Like other writers who have appeared on Sydney’s stages in the past few years, I acknowledge the case that is often made as to their significance at the time of writing. Some plays changed the way we looked at drama, at theatricality, at the way it is written; other plays have formerly broken down sexual taboos and gender perceptions, and their place in the theatrical landscape is validated and necessary. But just because a play was important thirty-something years ago, does not mean it can be hauled out of the cupboard now and simply re-staged. Some plays, like The Blind Giant is Dancing, require a large amount of assumed knowledge of the political situation that prevailed at the time. And while politics hasn’t really changed in decades, and the same factions are still fighting each other, Blind Giant seems a period-piece regardless of the points it scores in voicing arguments about gender and sexual equality.

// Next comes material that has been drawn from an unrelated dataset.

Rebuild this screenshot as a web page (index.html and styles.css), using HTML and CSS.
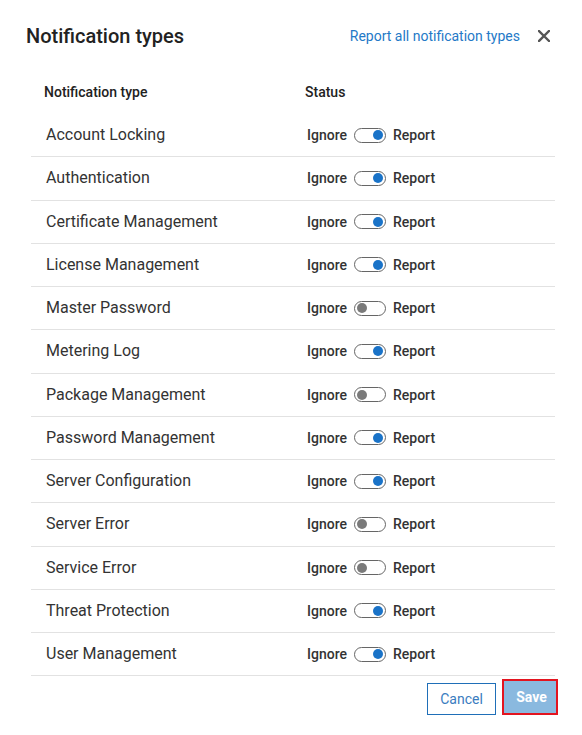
FILE: index.html
```html
<!DOCTYPE html>
<html>
<head>
<meta charset="utf-8">
<link rel="stylesheet" href="styles.css">
</head>
<body>
<div class="dialog">
  <div class="header">
    <h1 class="title">Notification types</h1>
    <div class="header-actions">
      <a class="link" href="#">Report all notification types</a>
      <button class="close" aria-label="Close">
        <svg width="12" height="12" viewBox="0 0 12 12"><path d="M1 1L11 11M11 1L1 11" stroke="#555" stroke-width="2.4" stroke-linecap="square"/></svg>
      </button>
    </div>
  </div>
  <div class="table">
    <div class="thead">
      <div class="th name">Notification type</div>
      <div class="th status">Status</div>
    </div>
    <div class="row"><div class="name">Account Locking</div><div class="status"><span class="lbl">Ignore</span><span class="toggle on"></span><span class="lbl">Report</span></div></div>
    <div class="row"><div class="name">Authentication</div><div class="status"><span class="lbl">Ignore</span><span class="toggle on"></span><span class="lbl">Report</span></div></div>
    <div class="row"><div class="name">Certificate Management</div><div class="status"><span class="lbl">Ignore</span><span class="toggle on"></span><span class="lbl">Report</span></div></div>
    <div class="row"><div class="name">License Management</div><div class="status"><span class="lbl">Ignore</span><span class="toggle on"></span><span class="lbl">Report</span></div></div>
    <div class="row"><div class="name">Master Password</div><div class="status"><span class="lbl">Ignore</span><span class="toggle"></span><span class="lbl">Report</span></div></div>
    <div class="row"><div class="name">Metering Log</div><div class="status"><span class="lbl">Ignore</span><span class="toggle on"></span><span class="lbl">Report</span></div></div>
    <div class="row"><div class="name">Package Management</div><div class="status"><span class="lbl">Ignore</span><span class="toggle"></span><span class="lbl">Report</span></div></div>
    <div class="row"><div class="name">Password Management</div><div class="status"><span class="lbl">Ignore</span><span class="toggle on"></span><span class="lbl">Report</span></div></div>
    <div class="row"><div class="name">Server Configuration</div><div class="status"><span class="lbl">Ignore</span><span class="toggle on"></span><span class="lbl">Report</span></div></div>
    <div class="row"><div class="name">Server Error</div><div class="status"><span class="lbl">Ignore</span><span class="toggle"></span><span class="lbl">Report</span></div></div>
    <div class="row"><div class="name">Service Error</div><div class="status"><span class="lbl">Ignore</span><span class="toggle"></span><span class="lbl">Report</span></div></div>
    <div class="row"><div class="name">Threat Protection</div><div class="status"><span class="lbl">Ignore</span><span class="toggle on"></span><span class="lbl">Report</span></div></div>
    <div class="row"><div class="name">User Management</div><div class="status"><span class="lbl">Ignore</span><span class="toggle on"></span><span class="lbl">Report</span></div></div>
  </div>
  <div class="footer">
    <button class="btn cancel">Cancel</button>
    <button class="btn save">Save</button>
  </div>
</div>
</body>
</html>
```
FILE: styles.css
```css
html, body {
  margin: 0;
  padding: 0;
  background: #fff;
}
body {
  font-family: Roboto, "Liberation Sans", sans-serif;
  color: #333;
}
.dialog {
  padding: 24px 24px 0 26px;
}
.header {
  display: flex;
  align-items: center;
  justify-content: space-between;
  height: 24px;
}
.title {
  margin: 0;
  font-size: 20px;
  line-height: 24px;
  font-weight: 500;
  color: #222;
}
.header-actions {
  display: flex;
  align-items: center;
  gap: 18px;
  margin-right: 8px;
}
.link {
  font-size: 14px;
  color: #2479c7;
  text-decoration: none;
}
.close {
  border: 0;
  background: none;
  padding: 0;
  width: 12px;
  height: 12px;
  display: flex;
}
.table {
  margin: 25px 3px 0 5px;
}
.thead {
  display: flex;
  align-items: center;
  height: 41px;
  padding-bottom: 4px;
  box-sizing: border-box;
}
.th {
  font-size: 14px;
  font-weight: 500;
  color: #222;
}
.th.name {
  width: 261px;
  padding-left: 13px;
}
.row {
  display: flex;
  align-items: center;
  box-sizing: border-box;
  height: 43.25px;
  border-bottom: 1px solid #e2e2e2;
}
.row .name {
  width: 260px;
  padding-left: 15px;
  font-size: 16px;
  color: #333;
  padding-bottom: 1px;
}
.row .status {
  display: flex;
  align-items: center;
  gap: 6px;
  padding-left: 1px;
}
.lbl {
  font-size: 14px;
  font-weight: 500;
  color: #333;
}
.toggle {
  position: relative;
  box-sizing: border-box;
  width: 32px;
  height: 15px;
  border: 1px solid #666;
  border-radius: 8px;
  margin: 0 1px;
}
.toggle::after {
  content: "";
  position: absolute;
  top: 1.5px;
  left: 2px;
  width: 10px;
  height: 10px;
  border-radius: 50%;
  background: #7a7a7a;
}
.toggle.on::after {
  left: auto;
  right: 2px;
  background: #1a73c8;
}
.footer {
  display: flex;
  justify-content: flex-end;
  align-items: flex-end;
  gap: 6px;
  padding-top: 3px;
}
.btn {
  box-sizing: border-box;
  height: 32px;
  font-family: Roboto, "Liberation Sans", sans-serif;
  font-size: 14px;
  padding: 0;
}
.cancel {
  width: 69px;
  border: 1px solid #1f6fb8;
  background: #fff;
  color: #3a7cc0;
}
.save {
  width: 56px;
  height: 36px;
  border: 2px solid #e3141f;
  background: #8ab9df;
  color: #fff;
  font-weight: 700;
  padding-left: 3px;
}
```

True, as McCallum notes, Blind Giant might be one of “three great works that established [Sewell’s] reputation,” plays that “tackle big issues, cry out with a screaming passion that is individual, spiritual and political… But there is no doubt that they are the most important plays of their time.”

I admire Sewell’s passion, I do, but to be hit over the head with a shovel for three hours seems a long time to hammer home your point that if we want to affect change, we should not leave it in the hands of our politicians but rather use our heads before we open our mouths and take it into our own hands, speak with our own voices and feet.